DESCRIPTION OF THE TASK -
Read through the data and report every line in which the word "React" occurs.

— start DATASET EXTRACT —

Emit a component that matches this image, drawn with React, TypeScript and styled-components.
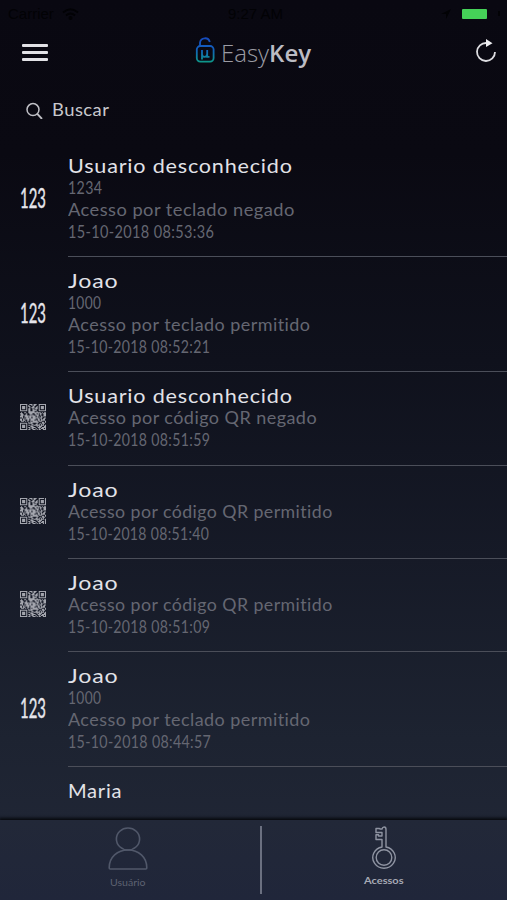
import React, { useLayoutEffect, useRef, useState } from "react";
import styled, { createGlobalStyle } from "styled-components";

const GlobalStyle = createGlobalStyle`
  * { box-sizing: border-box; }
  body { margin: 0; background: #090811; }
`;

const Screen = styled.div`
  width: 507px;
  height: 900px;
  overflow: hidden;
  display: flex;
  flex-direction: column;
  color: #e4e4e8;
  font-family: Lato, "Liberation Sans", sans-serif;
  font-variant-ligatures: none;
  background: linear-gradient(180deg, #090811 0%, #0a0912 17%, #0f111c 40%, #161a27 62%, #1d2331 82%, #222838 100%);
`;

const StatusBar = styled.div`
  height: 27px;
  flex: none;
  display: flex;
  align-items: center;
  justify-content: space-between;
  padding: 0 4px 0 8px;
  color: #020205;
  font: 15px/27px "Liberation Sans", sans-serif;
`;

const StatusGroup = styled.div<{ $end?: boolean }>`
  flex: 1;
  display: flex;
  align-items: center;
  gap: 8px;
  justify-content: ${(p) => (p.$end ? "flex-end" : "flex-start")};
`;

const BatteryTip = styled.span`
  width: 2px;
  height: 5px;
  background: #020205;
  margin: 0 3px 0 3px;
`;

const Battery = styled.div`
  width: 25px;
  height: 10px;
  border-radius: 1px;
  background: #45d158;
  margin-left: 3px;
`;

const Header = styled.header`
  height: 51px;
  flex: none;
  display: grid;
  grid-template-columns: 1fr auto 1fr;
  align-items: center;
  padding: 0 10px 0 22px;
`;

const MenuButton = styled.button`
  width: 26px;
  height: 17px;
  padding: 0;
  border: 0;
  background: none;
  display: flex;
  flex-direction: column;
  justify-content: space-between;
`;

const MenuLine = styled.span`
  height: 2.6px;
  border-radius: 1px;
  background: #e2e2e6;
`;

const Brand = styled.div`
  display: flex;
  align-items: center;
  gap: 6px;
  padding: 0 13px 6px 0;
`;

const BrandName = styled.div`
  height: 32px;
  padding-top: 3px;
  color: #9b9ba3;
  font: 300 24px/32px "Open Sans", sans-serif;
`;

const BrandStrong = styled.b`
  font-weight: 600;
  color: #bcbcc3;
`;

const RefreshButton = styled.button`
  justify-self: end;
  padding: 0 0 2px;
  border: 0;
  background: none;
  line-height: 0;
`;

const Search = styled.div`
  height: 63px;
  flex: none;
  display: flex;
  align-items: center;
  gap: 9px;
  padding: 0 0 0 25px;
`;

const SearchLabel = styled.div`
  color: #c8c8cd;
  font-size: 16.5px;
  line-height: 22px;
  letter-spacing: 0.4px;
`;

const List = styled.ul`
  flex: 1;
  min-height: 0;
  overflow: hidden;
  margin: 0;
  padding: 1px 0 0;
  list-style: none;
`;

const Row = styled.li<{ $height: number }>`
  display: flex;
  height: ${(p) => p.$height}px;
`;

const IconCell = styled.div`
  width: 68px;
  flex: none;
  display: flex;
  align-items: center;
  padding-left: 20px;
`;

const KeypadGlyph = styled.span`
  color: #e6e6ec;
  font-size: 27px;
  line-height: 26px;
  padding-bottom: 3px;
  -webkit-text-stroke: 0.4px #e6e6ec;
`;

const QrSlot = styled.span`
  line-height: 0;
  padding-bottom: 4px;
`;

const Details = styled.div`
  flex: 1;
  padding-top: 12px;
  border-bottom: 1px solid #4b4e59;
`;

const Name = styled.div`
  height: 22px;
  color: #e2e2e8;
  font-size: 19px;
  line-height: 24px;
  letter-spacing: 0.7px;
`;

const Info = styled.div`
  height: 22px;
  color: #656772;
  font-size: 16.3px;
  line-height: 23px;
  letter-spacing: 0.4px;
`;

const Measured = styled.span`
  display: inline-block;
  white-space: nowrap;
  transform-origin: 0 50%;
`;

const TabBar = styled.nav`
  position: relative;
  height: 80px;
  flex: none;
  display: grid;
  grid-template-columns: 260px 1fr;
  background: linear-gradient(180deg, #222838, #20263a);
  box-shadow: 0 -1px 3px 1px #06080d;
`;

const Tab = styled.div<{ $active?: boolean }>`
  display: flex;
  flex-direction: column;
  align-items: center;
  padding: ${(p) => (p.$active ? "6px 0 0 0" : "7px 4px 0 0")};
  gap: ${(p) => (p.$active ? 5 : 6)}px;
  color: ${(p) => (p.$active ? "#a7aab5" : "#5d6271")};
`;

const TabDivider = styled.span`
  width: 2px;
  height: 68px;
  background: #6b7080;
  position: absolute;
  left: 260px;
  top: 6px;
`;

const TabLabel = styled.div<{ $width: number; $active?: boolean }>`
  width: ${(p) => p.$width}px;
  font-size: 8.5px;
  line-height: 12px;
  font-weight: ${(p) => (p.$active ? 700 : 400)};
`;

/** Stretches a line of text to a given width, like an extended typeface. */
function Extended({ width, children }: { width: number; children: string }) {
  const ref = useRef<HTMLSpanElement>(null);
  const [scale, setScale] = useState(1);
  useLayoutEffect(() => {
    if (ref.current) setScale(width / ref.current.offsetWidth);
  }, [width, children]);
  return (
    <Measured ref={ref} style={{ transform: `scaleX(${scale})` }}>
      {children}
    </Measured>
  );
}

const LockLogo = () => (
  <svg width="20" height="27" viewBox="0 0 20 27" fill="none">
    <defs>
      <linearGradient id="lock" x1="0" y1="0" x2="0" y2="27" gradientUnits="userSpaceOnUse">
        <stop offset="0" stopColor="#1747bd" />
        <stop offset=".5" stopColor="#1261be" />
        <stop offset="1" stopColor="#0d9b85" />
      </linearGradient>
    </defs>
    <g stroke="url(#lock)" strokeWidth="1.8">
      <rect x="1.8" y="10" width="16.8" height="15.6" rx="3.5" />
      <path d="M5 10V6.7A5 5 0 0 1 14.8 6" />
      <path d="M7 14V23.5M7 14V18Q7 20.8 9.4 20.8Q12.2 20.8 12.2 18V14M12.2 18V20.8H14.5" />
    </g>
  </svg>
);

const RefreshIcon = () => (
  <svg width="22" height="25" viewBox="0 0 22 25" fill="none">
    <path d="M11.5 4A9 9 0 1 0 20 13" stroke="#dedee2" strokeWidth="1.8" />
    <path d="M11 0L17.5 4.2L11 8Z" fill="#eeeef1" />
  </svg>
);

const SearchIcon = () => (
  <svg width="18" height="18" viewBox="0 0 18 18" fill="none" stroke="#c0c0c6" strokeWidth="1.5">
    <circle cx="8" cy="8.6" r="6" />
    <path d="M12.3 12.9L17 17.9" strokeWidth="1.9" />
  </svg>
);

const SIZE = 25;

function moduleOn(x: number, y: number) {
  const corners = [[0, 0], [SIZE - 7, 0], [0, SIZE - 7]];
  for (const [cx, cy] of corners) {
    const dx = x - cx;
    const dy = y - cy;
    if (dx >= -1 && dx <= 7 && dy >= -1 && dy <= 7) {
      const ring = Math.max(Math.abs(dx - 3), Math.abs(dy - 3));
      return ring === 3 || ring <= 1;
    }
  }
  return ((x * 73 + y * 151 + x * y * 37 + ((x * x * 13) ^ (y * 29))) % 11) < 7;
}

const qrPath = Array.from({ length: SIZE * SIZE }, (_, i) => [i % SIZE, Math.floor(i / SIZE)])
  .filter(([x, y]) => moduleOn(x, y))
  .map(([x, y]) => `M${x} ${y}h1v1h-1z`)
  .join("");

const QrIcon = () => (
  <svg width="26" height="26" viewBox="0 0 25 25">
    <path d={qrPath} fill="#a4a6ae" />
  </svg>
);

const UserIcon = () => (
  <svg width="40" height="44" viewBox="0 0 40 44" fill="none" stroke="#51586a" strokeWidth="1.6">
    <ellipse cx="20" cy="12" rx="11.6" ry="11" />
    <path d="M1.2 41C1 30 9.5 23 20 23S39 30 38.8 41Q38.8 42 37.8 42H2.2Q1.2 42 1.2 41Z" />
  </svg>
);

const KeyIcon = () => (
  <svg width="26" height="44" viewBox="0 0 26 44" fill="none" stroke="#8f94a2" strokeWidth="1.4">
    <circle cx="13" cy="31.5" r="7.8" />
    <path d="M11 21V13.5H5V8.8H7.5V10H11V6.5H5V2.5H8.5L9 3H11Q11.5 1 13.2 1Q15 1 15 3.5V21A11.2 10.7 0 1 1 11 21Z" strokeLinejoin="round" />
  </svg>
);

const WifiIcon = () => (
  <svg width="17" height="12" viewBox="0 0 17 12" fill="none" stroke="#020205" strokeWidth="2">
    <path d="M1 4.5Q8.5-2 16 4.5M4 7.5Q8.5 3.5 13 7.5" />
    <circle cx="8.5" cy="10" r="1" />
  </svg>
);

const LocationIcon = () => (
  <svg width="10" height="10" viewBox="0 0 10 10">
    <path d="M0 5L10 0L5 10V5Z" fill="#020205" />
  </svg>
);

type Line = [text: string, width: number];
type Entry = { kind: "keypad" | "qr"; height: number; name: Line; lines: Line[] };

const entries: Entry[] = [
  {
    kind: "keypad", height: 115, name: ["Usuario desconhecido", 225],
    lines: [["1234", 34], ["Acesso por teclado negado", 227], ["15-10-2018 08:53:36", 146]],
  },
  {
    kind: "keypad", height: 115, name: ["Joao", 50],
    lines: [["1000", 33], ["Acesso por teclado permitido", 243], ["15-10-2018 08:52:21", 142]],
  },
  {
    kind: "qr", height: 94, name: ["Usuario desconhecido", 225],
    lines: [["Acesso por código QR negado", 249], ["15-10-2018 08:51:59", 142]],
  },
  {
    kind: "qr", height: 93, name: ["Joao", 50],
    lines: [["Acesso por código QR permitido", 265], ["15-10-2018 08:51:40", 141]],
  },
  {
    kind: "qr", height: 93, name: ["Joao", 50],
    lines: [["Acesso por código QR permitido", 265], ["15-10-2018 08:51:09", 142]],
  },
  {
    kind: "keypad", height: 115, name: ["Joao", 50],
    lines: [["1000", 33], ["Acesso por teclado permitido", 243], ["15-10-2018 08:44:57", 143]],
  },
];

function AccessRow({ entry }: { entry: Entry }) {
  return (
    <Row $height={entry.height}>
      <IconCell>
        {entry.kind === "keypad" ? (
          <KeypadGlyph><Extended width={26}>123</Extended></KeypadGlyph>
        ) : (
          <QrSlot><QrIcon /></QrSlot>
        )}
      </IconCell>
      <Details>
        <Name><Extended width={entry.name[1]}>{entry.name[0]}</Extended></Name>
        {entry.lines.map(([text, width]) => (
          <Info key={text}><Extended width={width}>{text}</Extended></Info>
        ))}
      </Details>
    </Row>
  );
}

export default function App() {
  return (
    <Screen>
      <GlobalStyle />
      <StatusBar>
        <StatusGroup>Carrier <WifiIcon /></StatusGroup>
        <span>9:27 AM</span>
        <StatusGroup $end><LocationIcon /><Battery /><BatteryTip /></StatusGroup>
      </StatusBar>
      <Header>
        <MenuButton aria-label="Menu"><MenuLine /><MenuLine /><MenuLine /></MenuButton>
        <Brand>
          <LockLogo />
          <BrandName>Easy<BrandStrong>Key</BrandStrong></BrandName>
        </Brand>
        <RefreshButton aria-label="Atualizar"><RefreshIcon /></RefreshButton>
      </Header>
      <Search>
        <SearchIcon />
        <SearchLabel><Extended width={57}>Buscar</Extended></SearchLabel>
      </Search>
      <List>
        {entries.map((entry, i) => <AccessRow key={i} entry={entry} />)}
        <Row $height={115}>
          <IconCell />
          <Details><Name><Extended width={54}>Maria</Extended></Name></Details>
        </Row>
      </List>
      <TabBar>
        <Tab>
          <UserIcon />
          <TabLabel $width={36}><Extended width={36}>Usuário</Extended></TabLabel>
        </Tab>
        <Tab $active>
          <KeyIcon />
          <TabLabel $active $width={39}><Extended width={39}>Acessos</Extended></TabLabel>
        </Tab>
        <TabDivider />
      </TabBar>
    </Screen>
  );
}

— end DATASET EXTRACT —

WRITTEN ANSWER -
Emit a component that matches this image, drawn with React, TypeScript and styled-components.
import React, { useLayoutEffect, useRef, useState } from "react";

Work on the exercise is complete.